Frequently asked questions
Where can I get more information?
This article gives only a simplified picture. CLA members have free access to advice, including extensive Guidance Notes on listed buildings and other heritage, written from an owner viewpoint, in the Advice section. Non-CLA-members can use the listed building guidance, not written from an owner viewpoint, on the website of Historic England (or Cadw in Wales).
Is Grade II easier than Grade I?
The great majority of listed buildings – more than 90% – are Grade II, the ‘lowest’ of the three grades, but the controls are, in principle, the same as for Grade I and II* listed buildings. The differences are that that the significance of a Grade II listed building will probably be lower, less information might be needed with an application, and Historic England is less likely to be involved, but the protection of Grade II buildings is taken almost as seriously as Grades I and II*.
Can you change the inside of a listed building?
Potentially yes, if you approach it in the right way, as above, but the listing covers the inside just as much as the outside, and ‘significance’ can often be found inside just as much as outside.

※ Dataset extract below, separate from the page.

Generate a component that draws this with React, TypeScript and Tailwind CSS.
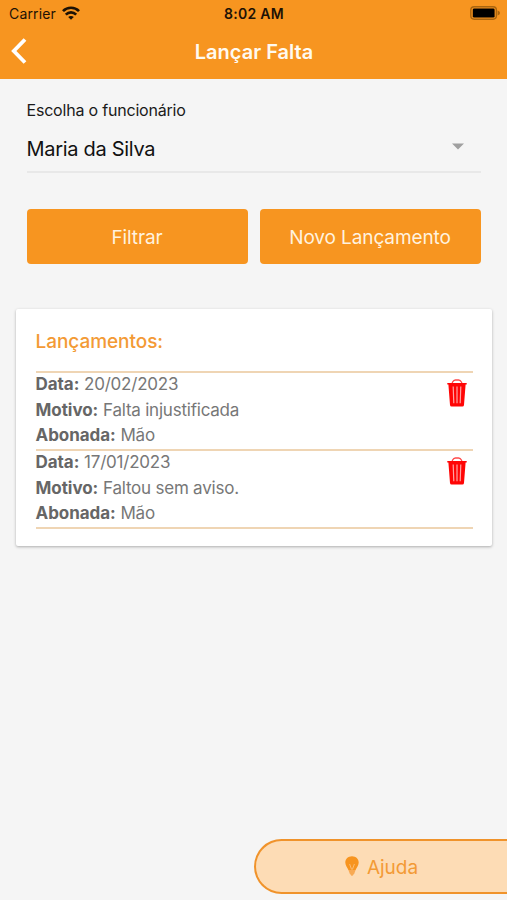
import React, { useState } from 'react';

type Lancamento = {
  id: number;
  data: string;
  motivo: string;
  abonada: string;
};

const LANCAMENTOS: Lancamento[] = [
  { id: 1, data: '20/02/2023', motivo: 'Falta injustificada', abonada: 'Mão' },
  { id: 2, data: '17/01/2023', motivo: 'Faltou sem aviso.', abonada: 'Mão' },
];

function WifiIcon() {
  return (
    <svg className="w-[18px] h-[14px] -mt-0.5" viewBox="0 0 18 14" fill="none" stroke="#1d1205" strokeWidth="2.7">
      <path d="M1 5.1 C5.4 0.6 12.6 0.6 17 5.1" />
      <path d="M3.8 8.6 C6.8 5.7 11.2 5.7 14.2 8.6" />
      <path d="M9 13.8 L6.2 11 C7.8 9.5 10.2 9.5 11.8 11 Z" fill="#1d1205" stroke="none" />
    </svg>
  );
}

function BatteryIcon() {
  return (
    <svg className="w-[31px] h-[14px] -mt-0.5" viewBox="0 0 31 14" fill="none">
      <rect x="0.8" y="0.8" width="25.6" height="12.4" rx="3.4" stroke="#a9650f" strokeWidth="1.4" />
      <rect x="2.8" y="2.4" width="21.8" height="9.2" rx="1.4" fill="#000000" />
      <path d="M27.6 4.6 Q30 5.4 30 7 Q30 8.6 27.6 9.4 Z" fill="#a9650f" />
    </svg>
  );
}

function TrashIcon() {
  return (
    <svg className="w-5 h-7" viewBox="0 0 20 28" fill="none">
      <path d="M5.4 4 V3.2 Q6.6 1 8.4 1 H11.6 Q13.4 1 14.6 3.2 V4" stroke="#ff4a4a" strokeWidth="1.3" />
      <path d="M0.3 3.9 H19.7 V5.4 H18.6 L17 26 Q16.8 27.5 15.4 27.5 H4.6 Q3.2 27.5 3 26 L1.4 5.4 H0.3 Z" fill="#ff0505" />
      <path d="M6.2 7.6 L6.8 24.2 M10 7.6 V24.2 M13.8 7.6 L13.2 24.2" stroke="#ffa3a3" strokeWidth="1.2" />
    </svg>
  );
}

function BulbIcon() {
  return (
    <svg className="w-[14px] h-5 -mt-1" viewBox="0 0 14 20" fill="none">
      <path d="M7 0.2 C3.1 0.2 0.3 3 0.3 6.5 C0.3 9.6 2.4 11.4 3.4 14 H10.6 C11.6 11.4 13.7 9.6 13.7 6.5 C13.7 3 10.9 0.2 7 0.2 Z" fill="#f7941f" />
      <path d="M4.6 8 L6.6 13.5 M9.4 8 L7.4 13.5" stroke="#fbc78b" strokeWidth="0.8" />
      <path d="M3.4 14 H10.6 L9.4 17.2 L7.6 19.8 H6.4 L4.6 17.2 Z" fill="#f8aa54" />
    </svg>
  );
}

function Campo({ rotulo, valor }: { rotulo: string; valor: string }) {
  return (
    <p>
      <span className="font-bold tracking-[-0.05px] text-[#666666]">{rotulo}:</span>{' '}
      <span className="tracking-[-0.22px]">{valor}</span>
    </p>
  );
}

export default function App() {
  const [lancamentos, setLancamentos] = useState<Lancamento[]>(LANCAMENTOS);

  const handleExcluir = (id: number) => {
    setLancamentos(lancamentos.filter(item => item.id !== id));
  };

  return (
    <div className="w-full h-screen overflow-hidden bg-[#f5f5f5] flex flex-col font-['Inter','Liberation_Sans',sans-serif]">
      <header className="h-[79px] shrink-0 bg-[#f79520]">
        {/* Status bar */}
        <div className="h-[27px] grid grid-cols-3 items-center pl-[9px] pr-1.5 text-[14px] text-[#1d1205]">
          <div className="flex items-center gap-1.5">
            <span className="tracking-[0.15px]">Carrier</span>
            <WifiIcon />
          </div>
          <span className="text-center font-semibold tracking-[0.3px] -ml-0.5">8:02 AM</span>
          <div className="flex justify-end">
            <BatteryIcon />
          </div>
        </div>
        <div className="h-[50px] grid grid-cols-[40px_1fr_40px] items-center">
          <button className="pl-[10.5px]" aria-label="Voltar">
            <svg className="w-4 h-[26px] -mt-0.5" viewBox="0 0 16 26" fill="none" stroke="#ffffff" strokeWidth="3.8">
              <path d="M14 1.5 L2.8 13 L14 24.5" />
            </svg>
          </button>
          <h1 className="pl-px text-center text-[20px] font-semibold text-[#fffaf0]">Lançar Falta</h1>
        </div>
      </header>

      <main className="pt-[19px]">
        <section className="px-[26.5px]">
          <label className="block text-[16px] leading-6 tracking-[-0.2px] text-[#1a1a1a]">Escolha o funcionário</label>
          <div className="mt-1 h-[47px] flex items-center justify-between border-b-2 border-[#e8e8e8] pr-[17px]">
            <span className="text-[20px] tracking-[-0.3px] text-[#111111]">Maria da Silva</span>
            <svg className="w-3 h-[7px] mb-1" viewBox="0 0 12 7">
              <path d="M0 0.5 H12 L6 6.5 Z" fill="#a0a0a0" />
            </svg>
          </div>
          <div className="mt-9 grid grid-cols-2 gap-3 text-[19px] tracking-[-0.1px] text-[#fff2df]">
            <button className="h-[55px] pt-[3px] rounded bg-[#f79520]">Filtrar</button>
            <button className="h-[55px] pt-[3px] rounded bg-[#f79520]">Novo Lançamento</button>
          </div>
        </section>

        <section className="mt-[45px] ml-[15.5px] mr-[15px] h-[237px] rounded-xs bg-white pl-5 pr-[19px] pt-[18px] shadow-[0_1px_3px_rgba(0,0,0,0.3)]">
          <h2 className="h-11 text-[19px] leading-[30px] tracking-[-0.05px] font-medium text-[#f39a35]">Lançamentos:</h2>
          <ul className="border-t-2 border-[#efd5b4]">
            {lancamentos.map(item => (
              <li key={item.id} className="h-[78px] flex justify-between border-b-2 border-[#efd5b4]">
                <div className="-mt-px text-[17px] leading-[25.6px] text-[#777777]">
                  <Campo rotulo="Data" valor={item.data} />
                  <Campo rotulo="Motivo" valor={item.motivo} />
                  <Campo rotulo="Abonada" valor={item.abonada} />
                </div>
                <button className="self-start pt-1.5 pr-1.5" aria-label="Excluir" onClick={() => handleExcluir(item.id)}>
                  <TrashIcon />
                </button>
              </li>
            ))}
          </ul>
        </section>
      </main>

      <button className="mt-auto mb-1.5 self-end w-[253px] h-[55px] pt-[3px] flex items-center justify-center gap-2 rounded-l-full border-2 border-r-0 border-[#f0932b] bg-[#fddcb5] text-[19px] text-[#f39a35]">
        <BulbIcon />
        Ajuda
      </button>
    </div>
  );
}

Any work which affects ‘special interest’ inside needs LBC in the same way as for the outside, and the protection of interiors is taken as seriously as the protection of exteriors.
Do listed buildings cost more to insure?
Yes, because repair costs are higher, and timescales longer. If your listed building is a relatively standard building like a terraced house or cottage, it may be possible to keep costs down by covering it with normal insurance (declaring, obviously, that it is listed), but if it is complex or bigger you may need bespoke insurance, which is more expensive.